Giants ramp up rollercoaster for Round 2
- Updated: October 12, 2012
I love baseball. Over the course of time, it becomes a rollercoaster ride of different emotions while rooting for your team. You go through the highs and the lows, and there is absolutely nothing that you can do about it. And, if you’ve supported your team for any significant length of time, then you realize that you are in it for the long ride.
I’ve been a San Francisco Giants fan since 1978, and I’ve definitely signed up for the long-term ride. I think that I’ll be a Giants fan until the day I die. I don’t see anything replacing my love of baseball. At times, I don’t think that West Coast baseball fans have the same passion that East Coast baseball fans have. Some do, but a lot don’t. It’s just what I see as the reality of the situation. Of course, I think this has significantly changed since 2010 when the Giants won the World Series, and I think that it will continue to change. It does fill me with utter joy when I see someone walking down the street wearing any type of Giants’ gear. I’ve been a Giants fan since a kid and it has still never left me, even through moments of great despair.
Well, speaking of the rollercoaster, I definitely was on it is in this first post-season series. The first two games of the National League Division Series at AT &T Park, the Cincinnati Reds kicked the heck out of the Giants, winning both games by comfortable margins. The Reds outplayed the Giants in every facet—on offense, on defense and with pitching.
The Giants went back to Cincinnati needing to win three games in a row, an almost impossible task, to move to the next level. The Giants dug deep, inspired by a speech by mid-season acquisition, Hunter Pence. He said to look within oneself, to look into your teammates’ eyes, and play your hearts out to the best of your ability. Somehow, this speech did appeal to his teammates, and they did dig deep, and beat the Reds three straight. The Reds lost three straight for the first time at home this season.
I give a lot of credit to Giants manager, Bruce Bochy. He was utterly brilliant in getting both the hitting and the pitching match-ups that allowed the Giants to succeed. It was this brilliance that allowed the Giants to win the 2010 World Series.
I think that Bochy matches up against any manager out there, even those with supposedly better team Bochy out-managed the Reds’ Dusty Baker, who was the Giants’ manager from 1993 to 2002. I like Baker, and he did have a good playing career, mostly with the Atlanta Braves and Los Angeles Dodgers. He finished up his playing career for both the Giants and the Oakland A’s. I also saw Dusty Baker make bad managerial decisions for the Giants. In the 2002 World Series, the Giants were seven outs away from winning with 5-0 lead, and they were not able to close out the game. They subsequently lost Game 7 to the Anaheim Angels. I do realize that hindsight is 20-20, but these were decisions that I said were bad when he initially made them. Unfortunately, Dusty has now managed to make bad decisions in crucial games for other teams that he’s managed, the Chicago Cubs and now, the Reds. There is not much more I can say than this.
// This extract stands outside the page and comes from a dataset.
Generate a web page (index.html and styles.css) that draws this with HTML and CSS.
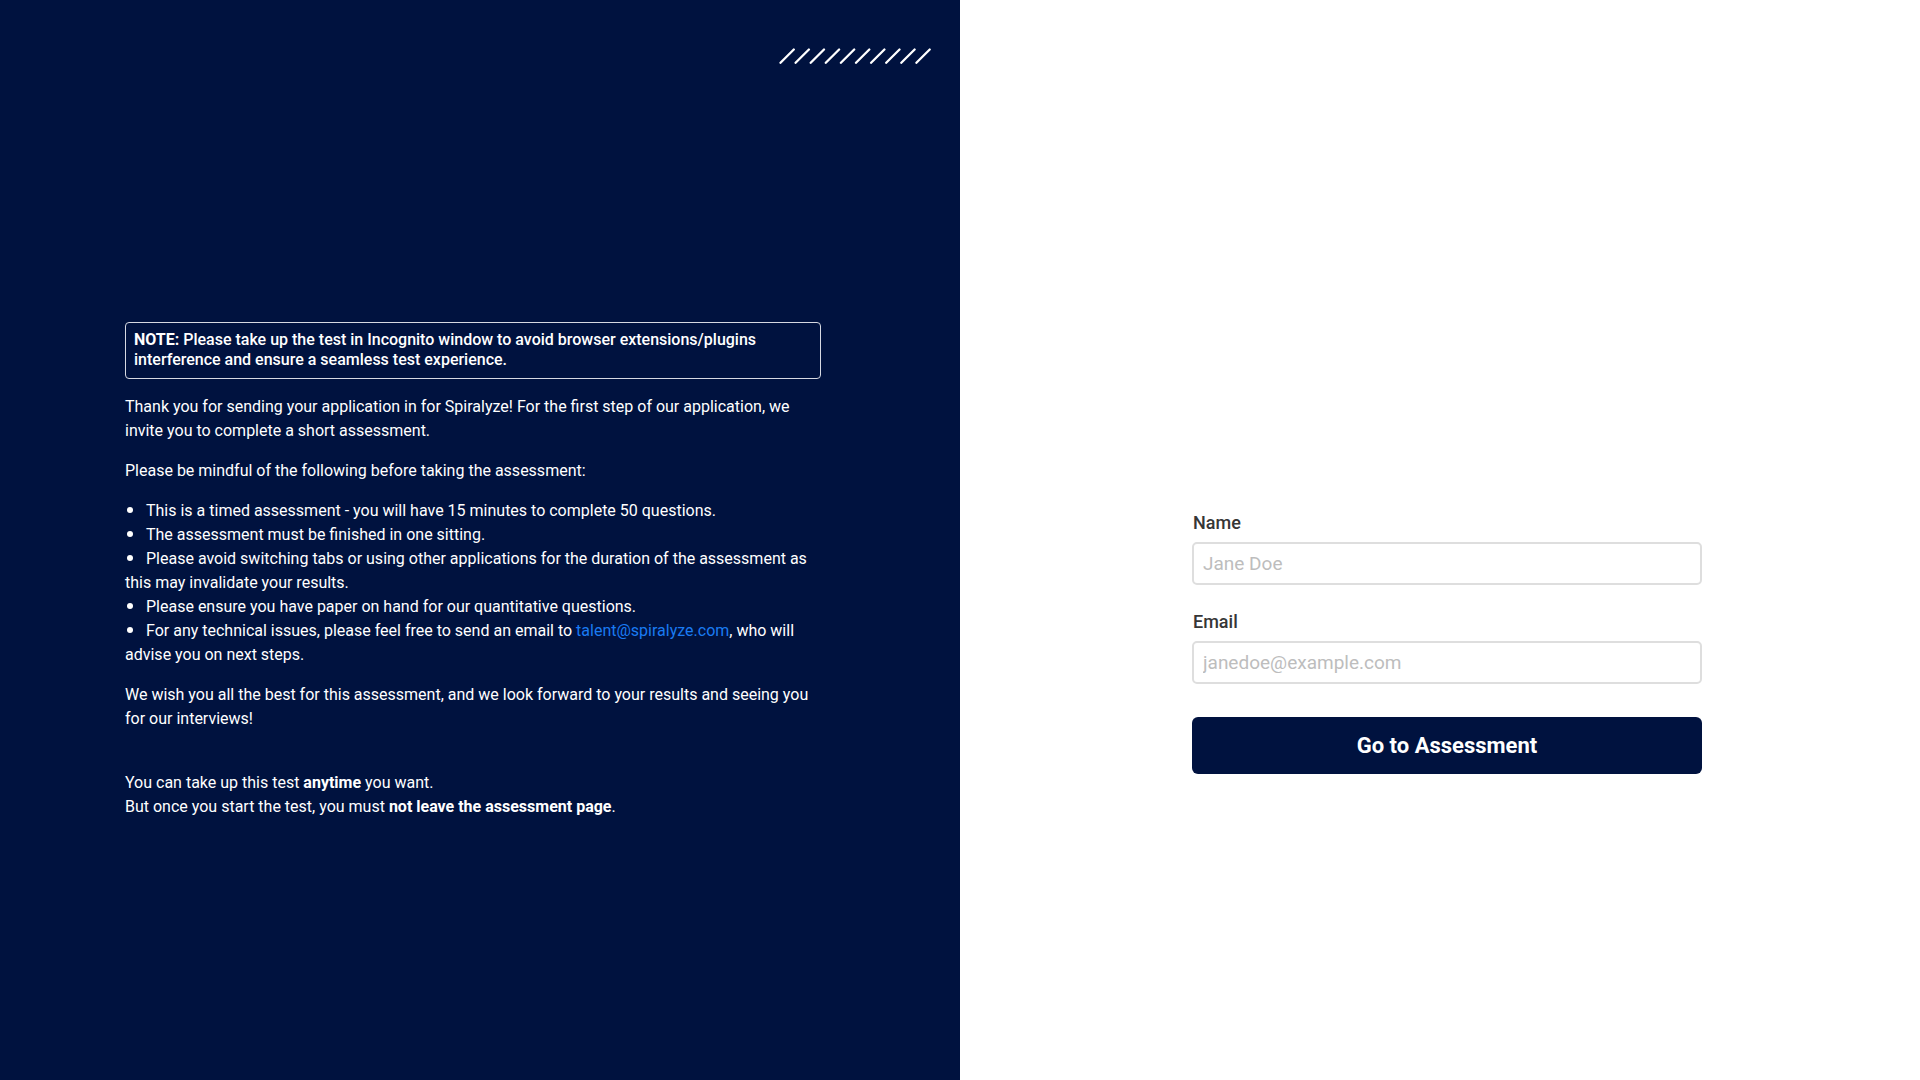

What were the keys that turned around the NLDS for the Giants? The Giants started to pitch well, and Bochy used his bullpen to his advantage. Bochy used Tim Lincecum in middle relief. He pitched like he did when winning the Cy Young Award in 2008 and 2009. He was dominant with excellent location, and just plain nasty stuff. Bochy pulled Barry Zito and Matt Cain from games when he needed to di so. I cannot say enough about how well the bullpen did in shutting down the Reds. It was spectacular!
While pitching is just one facet of baseball, I saw the offense pick up the slack. What had happened in the first two games of the NLDS immediately changed. I think that in Game 4 it started with the very first hitter, Angel Pagan, who hit a home run on the second pitch of the game. It set the tone for the entire game and the Reds were never able to get into it at all.
Game 5 was a game of pure torture, in and of, itself. It was a game that I could see the Giants losing, and yet, they hung together, persevered and won the game. The Giants rode one six-run inning, capped by a Buster Posey grand slam. I do give the Reds great credit for trying to come back, and for putting runners on base in every inning from the fifth through the ninth. The Giants’ defense stepped up big time, too, making tremendous play after tremendous play. Brandon Crawford and Pagan both made great plays to get key outs.
My next thoughts move on to which team the Giants will play in the National League Championship Series. It will either be the St Louis Cardinals or the Washington Nationals. Part of me wants to see the Giants versus the Cardinals, a replay of the 1987 NLCS. I would like to avenge the Giants losing that series, but that’s in the past. I haven’t quite figured out which team is a better match-up for the Giants. I am still enjoying that the Giants came back and were able to eliminate the Reds. The first NLCS game is Sunday, and I’m sure that I’ll be more focused by then.
For now, the Giants’ magic number is 8 for another World Series.